» The exercise: Reproduce all the material exactly, minus any pictures it holds.
-------
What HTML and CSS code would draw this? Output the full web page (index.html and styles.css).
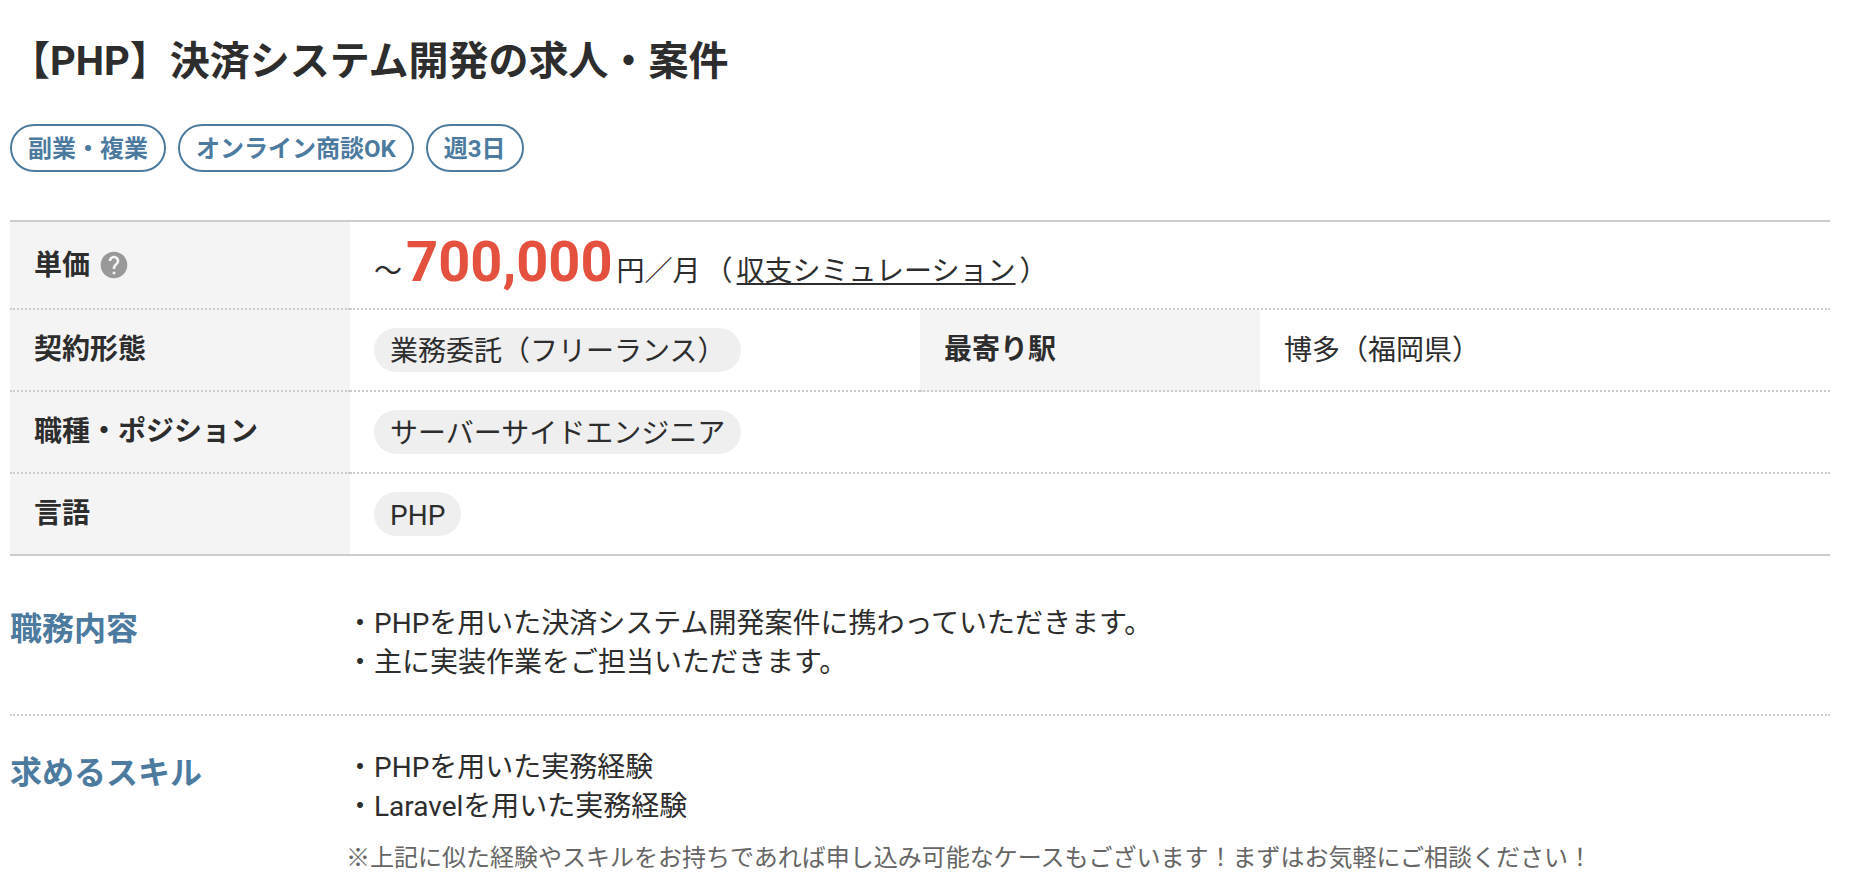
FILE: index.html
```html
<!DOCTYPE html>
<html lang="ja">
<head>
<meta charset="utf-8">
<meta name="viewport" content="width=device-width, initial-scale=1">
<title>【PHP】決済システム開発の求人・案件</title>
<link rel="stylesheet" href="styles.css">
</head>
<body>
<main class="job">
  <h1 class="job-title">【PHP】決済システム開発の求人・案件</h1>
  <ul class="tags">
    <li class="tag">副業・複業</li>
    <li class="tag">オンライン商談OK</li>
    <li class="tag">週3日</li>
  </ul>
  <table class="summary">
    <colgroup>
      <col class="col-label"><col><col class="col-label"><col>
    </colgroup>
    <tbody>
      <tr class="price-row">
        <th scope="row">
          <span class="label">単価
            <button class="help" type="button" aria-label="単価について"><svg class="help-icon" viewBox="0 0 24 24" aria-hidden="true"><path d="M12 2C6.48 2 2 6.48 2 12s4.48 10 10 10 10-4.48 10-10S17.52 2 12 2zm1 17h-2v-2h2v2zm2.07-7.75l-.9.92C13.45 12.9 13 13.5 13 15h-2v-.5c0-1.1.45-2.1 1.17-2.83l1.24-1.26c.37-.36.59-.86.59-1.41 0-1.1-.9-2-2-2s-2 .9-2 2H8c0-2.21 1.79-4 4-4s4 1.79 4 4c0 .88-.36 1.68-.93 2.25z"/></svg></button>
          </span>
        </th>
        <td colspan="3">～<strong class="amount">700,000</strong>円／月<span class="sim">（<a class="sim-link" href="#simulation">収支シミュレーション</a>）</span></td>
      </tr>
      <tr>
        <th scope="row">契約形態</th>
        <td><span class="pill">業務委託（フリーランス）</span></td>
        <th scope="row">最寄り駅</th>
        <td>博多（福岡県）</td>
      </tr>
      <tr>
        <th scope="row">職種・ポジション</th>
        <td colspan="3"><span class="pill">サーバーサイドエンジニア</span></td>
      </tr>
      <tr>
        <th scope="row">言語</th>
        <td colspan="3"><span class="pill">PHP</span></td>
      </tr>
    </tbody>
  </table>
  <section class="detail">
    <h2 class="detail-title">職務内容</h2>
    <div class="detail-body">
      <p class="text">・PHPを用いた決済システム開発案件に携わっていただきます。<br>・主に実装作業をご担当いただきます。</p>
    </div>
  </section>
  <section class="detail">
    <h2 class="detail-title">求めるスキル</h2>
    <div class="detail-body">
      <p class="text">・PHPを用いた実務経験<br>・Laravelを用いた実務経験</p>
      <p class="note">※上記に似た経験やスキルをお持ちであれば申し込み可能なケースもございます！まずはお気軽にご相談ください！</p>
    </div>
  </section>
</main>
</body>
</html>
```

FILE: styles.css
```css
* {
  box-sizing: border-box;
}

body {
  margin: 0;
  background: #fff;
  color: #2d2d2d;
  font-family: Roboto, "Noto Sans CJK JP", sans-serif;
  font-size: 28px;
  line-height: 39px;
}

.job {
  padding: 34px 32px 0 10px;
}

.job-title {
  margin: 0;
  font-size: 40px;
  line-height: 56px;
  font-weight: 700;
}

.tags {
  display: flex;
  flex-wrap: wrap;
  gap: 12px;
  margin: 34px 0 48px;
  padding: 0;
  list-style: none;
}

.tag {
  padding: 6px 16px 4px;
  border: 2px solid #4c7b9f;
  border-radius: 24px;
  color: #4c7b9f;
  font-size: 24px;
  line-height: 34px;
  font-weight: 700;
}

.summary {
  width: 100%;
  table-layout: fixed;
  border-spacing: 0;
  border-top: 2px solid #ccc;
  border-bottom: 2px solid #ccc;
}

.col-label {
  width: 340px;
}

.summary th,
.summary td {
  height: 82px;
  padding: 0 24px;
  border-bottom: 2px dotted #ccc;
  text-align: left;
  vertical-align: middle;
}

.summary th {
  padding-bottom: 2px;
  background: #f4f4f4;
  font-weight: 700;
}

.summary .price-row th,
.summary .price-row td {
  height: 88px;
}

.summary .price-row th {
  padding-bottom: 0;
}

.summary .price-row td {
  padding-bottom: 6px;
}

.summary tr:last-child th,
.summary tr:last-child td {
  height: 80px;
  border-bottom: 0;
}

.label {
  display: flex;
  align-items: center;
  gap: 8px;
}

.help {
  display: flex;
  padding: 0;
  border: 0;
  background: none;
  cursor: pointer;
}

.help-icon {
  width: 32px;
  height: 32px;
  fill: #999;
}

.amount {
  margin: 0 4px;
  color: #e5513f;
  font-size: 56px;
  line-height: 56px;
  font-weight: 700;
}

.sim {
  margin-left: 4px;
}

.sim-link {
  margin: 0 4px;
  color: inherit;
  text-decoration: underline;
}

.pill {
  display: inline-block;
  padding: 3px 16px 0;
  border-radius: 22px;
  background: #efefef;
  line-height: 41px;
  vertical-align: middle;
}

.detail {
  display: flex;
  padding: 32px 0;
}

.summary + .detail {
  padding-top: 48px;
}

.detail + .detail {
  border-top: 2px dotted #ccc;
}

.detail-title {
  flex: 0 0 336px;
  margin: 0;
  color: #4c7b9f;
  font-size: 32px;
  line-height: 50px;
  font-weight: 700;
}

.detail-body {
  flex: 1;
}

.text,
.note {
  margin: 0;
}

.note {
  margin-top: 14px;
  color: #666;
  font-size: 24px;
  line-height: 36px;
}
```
-------
» The completed task:
What HTML and CSS code would draw this? Output the full web page (index.html and styles.css).
FILE: index.html
```html
<!DOCTYPE html>
<html lang="ja">
<head>
<meta charset="utf-8">
<meta name="viewport" content="width=device-width, initial-scale=1">
<title>【PHP】決済システム開発の求人・案件</title>
<link rel="stylesheet" href="styles.css">
</head>
<body>
<main class="job">
  <h1 class="job-title">【PHP】決済システム開発の求人・案件</h1>
  <ul class="tags">
    <li class="tag">副業・複業</li>
    <li class="tag">オンライン商談OK</li>
    <li class="tag">週3日</li>
  </ul>
  <table class="summary">
    <colgroup>
      <col class="col-label"><col><col class="col-label"><col>
    </colgroup>
    <tbody>
      <tr class="price-row">
        <th scope="row">
          <span class="label">単価
            <button class="help" type="button" aria-label="単価について"><svg class="help-icon" viewBox="0 0 24 24" aria-hidden="true"><path d="M12 2C6.48 2 2 6.48 2 12s4.48 10 10 10 10-4.48 10-10S17.52 2 12 2zm1 17h-2v-2h2v2zm2.07-7.75l-.9.92C13.45 12.9 13 13.5 13 15h-2v-.5c0-1.1.45-2.1 1.17-2.83l1.24-1.26c.37-.36.59-.86.59-1.41 0-1.1-.9-2-2-2s-2 .9-2 2H8c0-2.21 1.79-4 4-4s4 1.79 4 4c0 .88-.36 1.68-.93 2.25z"/></svg></button>
          </span>
        </th>
        <td colspan="3">～<strong class="amount">700,000</strong>円／月<span class="sim">（<a class="sim-link" href="#simulation">収支シミュレーション</a>）</span></td>
      </tr>
      <tr>
        <th scope="row">契約形態</th>
        <td><span class="pill">業務委託（フリーランス）</span></td>
        <th scope="row">最寄り駅</th>
        <td>博多（福岡県）</td>
      </tr>
      <tr>
        <th scope="row">職種・ポジション</th>
        <td colspan="3"><span class="pill">サーバーサイドエンジニア</span></td>
      </tr>
      <tr>
        <th scope="row">言語</th>
        <td colspan="3"><span class="pill">PHP</span></td>
      </tr>
    </tbody>
  </table>
  <section class="detail">
    <h2 class="detail-title">職務内容</h2>
    <div class="detail-body">
      <p class="text">・PHPを用いた決済システム開発案件に携わっていただきます。<br>・主に実装作業をご担当いただきます。</p>
    </div>
  </section>
  <section class="detail">
    <h2 class="detail-title">求めるスキル</h2>
    <div class="detail-body">
      <p class="text">・PHPを用いた実務経験<br>・Laravelを用いた実務経験</p>
      <p class="note">※上記に似た経験やスキルをお持ちであれば申し込み可能なケースもございます！まずはお気軽にご相談ください！</p>
    </div>
  </section>
</main>
</body>
</html>
```

FILE: styles.css
```css
* {
  box-sizing: border-box;
}

body {
  margin: 0;
  background: #fff;
  color: #2d2d2d;
  font-family: Roboto, "Noto Sans CJK JP", sans-serif;
  font-size: 28px;
  line-height: 39px;
}

.job {
  padding: 34px 32px 0 10px;
}

.job-title {
  margin: 0;
  font-size: 40px;
  line-height: 56px;
  font-weight: 700;
}

.tags {
  display: flex;
  flex-wrap: wrap;
  gap: 12px;
  margin: 34px 0 48px;
  padding: 0;
  list-style: none;
}

.tag {
  padding: 6px 16px 4px;
  border: 2px solid #4c7b9f;
  border-radius: 24px;
  color: #4c7b9f;
  font-size: 24px;
  line-height: 34px;
  font-weight: 700;
}

.summary {
  width: 100%;
  table-layout: fixed;
  border-spacing: 0;
  border-top: 2px solid #ccc;
  border-bottom: 2px solid #ccc;
}

.col-label {
  width: 340px;
}

.summary th,
.summary td {
  height: 82px;
  padding: 0 24px;
  border-bottom: 2px dotted #ccc;
  text-align: left;
  vertical-align: middle;
}

.summary th {
  padding-bottom: 2px;
  background: #f4f4f4;
  font-weight: 700;
}

.summary .price-row th,
.summary .price-row td {
  height: 88px;
}

.summary .price-row th {
  padding-bottom: 0;
}

.summary .price-row td {
  padding-bottom: 6px;
}

.summary tr:last-child th,
.summary tr:last-child td {
  height: 80px;
  border-bottom: 0;
}

.label {
  display: flex;
  align-items: center;
  gap: 8px;
}

.help {
  display: flex;
  padding: 0;
  border: 0;
  background: none;
  cursor: pointer;
}

.help-icon {
  width: 32px;
  height: 32px;
  fill: #999;
}

.amount {
  margin: 0 4px;
  color: #e5513f;
  font-size: 56px;
  line-height: 56px;
  font-weight: 700;
}

.sim {
  margin-left: 4px;
}

.sim-link {
  margin: 0 4px;
  color: inherit;
  text-decoration: underline;
}

.pill {
  display: inline-block;
  padding: 3px 16px 0;
  border-radius: 22px;
  background: #efefef;
  line-height: 41px;
  vertical-align: middle;
}

.detail {
  display: flex;
  padding: 32px 0;
}

.summary + .detail {
  padding-top: 48px;
}

.detail + .detail {
  border-top: 2px dotted #ccc;
}

.detail-title {
  flex: 0 0 336px;
  margin: 0;
  color: #4c7b9f;
  font-size: 32px;
  line-height: 50px;
  font-weight: 700;
}

.detail-body {
  flex: 1;
}

.text,
.note {
  margin: 0;
}

.note {
  margin-top: 14px;
  color: #666;
  font-size: 24px;
  line-height: 36px;
}
```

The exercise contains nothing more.